begin Input data

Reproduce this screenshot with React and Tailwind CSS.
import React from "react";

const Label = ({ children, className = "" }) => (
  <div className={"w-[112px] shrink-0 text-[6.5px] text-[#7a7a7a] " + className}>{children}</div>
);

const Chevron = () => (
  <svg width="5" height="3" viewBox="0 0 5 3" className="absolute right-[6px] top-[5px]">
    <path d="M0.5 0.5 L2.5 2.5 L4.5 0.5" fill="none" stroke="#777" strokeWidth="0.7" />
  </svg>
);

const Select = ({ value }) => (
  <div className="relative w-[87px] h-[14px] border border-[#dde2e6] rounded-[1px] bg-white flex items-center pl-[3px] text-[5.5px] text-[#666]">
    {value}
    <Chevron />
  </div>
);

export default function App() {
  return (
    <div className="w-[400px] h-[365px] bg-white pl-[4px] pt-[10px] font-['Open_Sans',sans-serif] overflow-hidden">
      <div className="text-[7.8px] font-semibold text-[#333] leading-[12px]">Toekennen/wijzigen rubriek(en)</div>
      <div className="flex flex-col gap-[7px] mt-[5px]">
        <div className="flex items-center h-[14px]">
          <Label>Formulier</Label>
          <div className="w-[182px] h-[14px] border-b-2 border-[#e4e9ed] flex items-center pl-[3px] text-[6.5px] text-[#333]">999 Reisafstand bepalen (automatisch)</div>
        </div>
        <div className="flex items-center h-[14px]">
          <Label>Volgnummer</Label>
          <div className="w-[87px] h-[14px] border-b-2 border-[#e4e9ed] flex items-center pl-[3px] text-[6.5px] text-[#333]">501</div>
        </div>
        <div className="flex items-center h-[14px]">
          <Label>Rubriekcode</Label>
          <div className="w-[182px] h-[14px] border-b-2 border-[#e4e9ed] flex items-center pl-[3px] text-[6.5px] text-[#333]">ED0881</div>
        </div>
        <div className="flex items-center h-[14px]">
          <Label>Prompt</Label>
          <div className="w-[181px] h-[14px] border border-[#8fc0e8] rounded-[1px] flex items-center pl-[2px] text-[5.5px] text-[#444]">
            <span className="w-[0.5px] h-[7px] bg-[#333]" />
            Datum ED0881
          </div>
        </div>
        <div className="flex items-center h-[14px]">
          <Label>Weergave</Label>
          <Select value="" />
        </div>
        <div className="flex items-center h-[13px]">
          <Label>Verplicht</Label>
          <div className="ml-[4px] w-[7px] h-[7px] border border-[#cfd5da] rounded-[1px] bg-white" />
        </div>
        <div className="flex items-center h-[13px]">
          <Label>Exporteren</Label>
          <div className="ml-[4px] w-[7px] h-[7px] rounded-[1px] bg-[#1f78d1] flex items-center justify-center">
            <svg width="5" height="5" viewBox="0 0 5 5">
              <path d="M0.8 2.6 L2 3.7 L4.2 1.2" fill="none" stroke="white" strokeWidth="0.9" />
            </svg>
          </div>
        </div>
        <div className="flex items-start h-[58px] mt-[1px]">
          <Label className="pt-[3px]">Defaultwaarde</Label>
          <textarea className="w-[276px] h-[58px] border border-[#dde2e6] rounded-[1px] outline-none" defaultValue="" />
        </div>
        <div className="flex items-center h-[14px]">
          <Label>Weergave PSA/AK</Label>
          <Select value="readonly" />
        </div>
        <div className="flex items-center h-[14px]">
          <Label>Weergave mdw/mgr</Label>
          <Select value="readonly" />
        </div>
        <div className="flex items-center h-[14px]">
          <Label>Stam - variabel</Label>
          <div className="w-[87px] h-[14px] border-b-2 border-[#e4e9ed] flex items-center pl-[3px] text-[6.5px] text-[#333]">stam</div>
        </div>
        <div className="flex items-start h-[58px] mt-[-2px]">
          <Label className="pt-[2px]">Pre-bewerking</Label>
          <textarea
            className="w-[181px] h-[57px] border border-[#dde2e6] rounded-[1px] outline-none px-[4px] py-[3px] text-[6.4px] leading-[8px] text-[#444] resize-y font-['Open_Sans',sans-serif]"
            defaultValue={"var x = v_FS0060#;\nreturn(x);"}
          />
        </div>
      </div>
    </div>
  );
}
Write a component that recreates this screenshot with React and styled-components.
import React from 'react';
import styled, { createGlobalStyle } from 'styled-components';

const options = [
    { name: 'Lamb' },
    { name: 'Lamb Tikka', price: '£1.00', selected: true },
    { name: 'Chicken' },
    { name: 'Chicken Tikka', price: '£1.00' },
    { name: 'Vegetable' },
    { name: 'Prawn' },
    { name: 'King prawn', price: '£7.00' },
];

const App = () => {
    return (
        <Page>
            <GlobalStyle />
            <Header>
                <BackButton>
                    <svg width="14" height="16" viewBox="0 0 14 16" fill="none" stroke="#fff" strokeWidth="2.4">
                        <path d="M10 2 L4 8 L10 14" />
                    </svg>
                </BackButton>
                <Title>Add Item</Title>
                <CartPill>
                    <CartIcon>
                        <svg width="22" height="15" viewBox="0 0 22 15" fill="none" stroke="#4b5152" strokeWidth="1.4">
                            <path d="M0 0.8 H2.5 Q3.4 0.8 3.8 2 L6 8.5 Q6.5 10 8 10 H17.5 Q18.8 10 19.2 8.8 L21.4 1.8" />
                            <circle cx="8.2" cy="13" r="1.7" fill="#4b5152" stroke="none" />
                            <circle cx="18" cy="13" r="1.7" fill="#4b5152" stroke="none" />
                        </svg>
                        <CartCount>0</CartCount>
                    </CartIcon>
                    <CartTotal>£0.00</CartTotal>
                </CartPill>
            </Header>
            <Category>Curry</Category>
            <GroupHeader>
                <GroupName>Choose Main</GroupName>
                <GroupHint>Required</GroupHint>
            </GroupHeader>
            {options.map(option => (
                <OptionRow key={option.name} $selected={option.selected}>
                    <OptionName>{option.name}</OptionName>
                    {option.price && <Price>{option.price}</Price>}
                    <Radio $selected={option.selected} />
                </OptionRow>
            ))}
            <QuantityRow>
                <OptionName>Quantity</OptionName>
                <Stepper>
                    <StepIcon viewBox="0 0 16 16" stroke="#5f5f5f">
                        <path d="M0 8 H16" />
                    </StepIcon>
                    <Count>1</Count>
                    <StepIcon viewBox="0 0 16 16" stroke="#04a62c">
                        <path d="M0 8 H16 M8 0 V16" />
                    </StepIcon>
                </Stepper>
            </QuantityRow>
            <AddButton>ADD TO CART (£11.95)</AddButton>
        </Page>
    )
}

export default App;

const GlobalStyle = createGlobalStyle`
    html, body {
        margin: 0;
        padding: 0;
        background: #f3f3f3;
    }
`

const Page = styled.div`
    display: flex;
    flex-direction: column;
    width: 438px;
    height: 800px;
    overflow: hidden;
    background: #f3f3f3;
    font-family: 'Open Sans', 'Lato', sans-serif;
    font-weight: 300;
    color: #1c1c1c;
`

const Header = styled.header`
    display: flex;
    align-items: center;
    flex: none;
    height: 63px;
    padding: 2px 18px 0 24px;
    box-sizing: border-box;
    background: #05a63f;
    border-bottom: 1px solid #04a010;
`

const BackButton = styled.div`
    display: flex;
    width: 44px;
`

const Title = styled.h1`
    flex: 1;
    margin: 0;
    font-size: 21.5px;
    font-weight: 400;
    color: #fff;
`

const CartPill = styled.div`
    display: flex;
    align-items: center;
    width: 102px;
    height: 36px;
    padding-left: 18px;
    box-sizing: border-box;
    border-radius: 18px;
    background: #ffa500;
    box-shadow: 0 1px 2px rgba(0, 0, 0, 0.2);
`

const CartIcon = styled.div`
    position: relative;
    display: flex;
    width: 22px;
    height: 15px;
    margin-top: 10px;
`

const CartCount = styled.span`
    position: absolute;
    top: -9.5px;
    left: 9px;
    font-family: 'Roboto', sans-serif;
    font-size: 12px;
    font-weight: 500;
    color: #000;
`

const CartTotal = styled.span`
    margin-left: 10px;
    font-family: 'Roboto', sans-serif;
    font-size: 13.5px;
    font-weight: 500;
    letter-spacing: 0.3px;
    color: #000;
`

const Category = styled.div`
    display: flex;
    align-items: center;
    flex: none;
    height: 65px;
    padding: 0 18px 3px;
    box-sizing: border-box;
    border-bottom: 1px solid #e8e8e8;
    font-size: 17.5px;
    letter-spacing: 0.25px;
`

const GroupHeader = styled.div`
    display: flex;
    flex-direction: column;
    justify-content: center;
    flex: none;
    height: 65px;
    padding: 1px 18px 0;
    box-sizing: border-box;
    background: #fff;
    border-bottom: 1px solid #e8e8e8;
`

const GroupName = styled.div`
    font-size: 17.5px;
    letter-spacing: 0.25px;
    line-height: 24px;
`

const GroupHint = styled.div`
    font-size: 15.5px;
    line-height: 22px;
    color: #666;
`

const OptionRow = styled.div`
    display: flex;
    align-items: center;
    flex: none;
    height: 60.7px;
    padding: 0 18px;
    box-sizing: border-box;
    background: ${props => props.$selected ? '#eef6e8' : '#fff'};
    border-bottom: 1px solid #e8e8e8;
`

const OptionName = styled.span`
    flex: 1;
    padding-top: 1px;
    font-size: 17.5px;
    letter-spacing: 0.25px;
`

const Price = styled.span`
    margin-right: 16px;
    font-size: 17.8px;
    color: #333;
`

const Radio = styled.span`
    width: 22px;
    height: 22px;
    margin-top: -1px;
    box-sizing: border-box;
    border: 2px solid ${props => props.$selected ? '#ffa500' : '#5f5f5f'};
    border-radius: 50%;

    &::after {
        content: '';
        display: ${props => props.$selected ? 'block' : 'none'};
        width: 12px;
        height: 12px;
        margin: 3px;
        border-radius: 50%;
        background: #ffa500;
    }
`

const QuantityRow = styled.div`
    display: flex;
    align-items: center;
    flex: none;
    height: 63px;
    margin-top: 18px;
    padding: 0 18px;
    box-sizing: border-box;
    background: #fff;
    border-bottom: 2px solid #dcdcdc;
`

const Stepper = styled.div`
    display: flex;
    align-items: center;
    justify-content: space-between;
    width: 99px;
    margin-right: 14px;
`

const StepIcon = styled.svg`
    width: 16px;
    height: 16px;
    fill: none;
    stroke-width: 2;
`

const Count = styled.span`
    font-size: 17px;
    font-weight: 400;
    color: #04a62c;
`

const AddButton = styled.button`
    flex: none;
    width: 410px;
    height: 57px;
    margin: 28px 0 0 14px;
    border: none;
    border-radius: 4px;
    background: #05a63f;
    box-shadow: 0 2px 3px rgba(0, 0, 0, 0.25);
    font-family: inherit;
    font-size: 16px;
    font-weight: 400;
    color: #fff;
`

end Input data

Problem to solve | Using the listing above, show each line holding the string "screenshot".

Solution |
Reproduce this screenshot with React and Tailwind CSS.
Write a component that recreates this screenshot with React and styled-components.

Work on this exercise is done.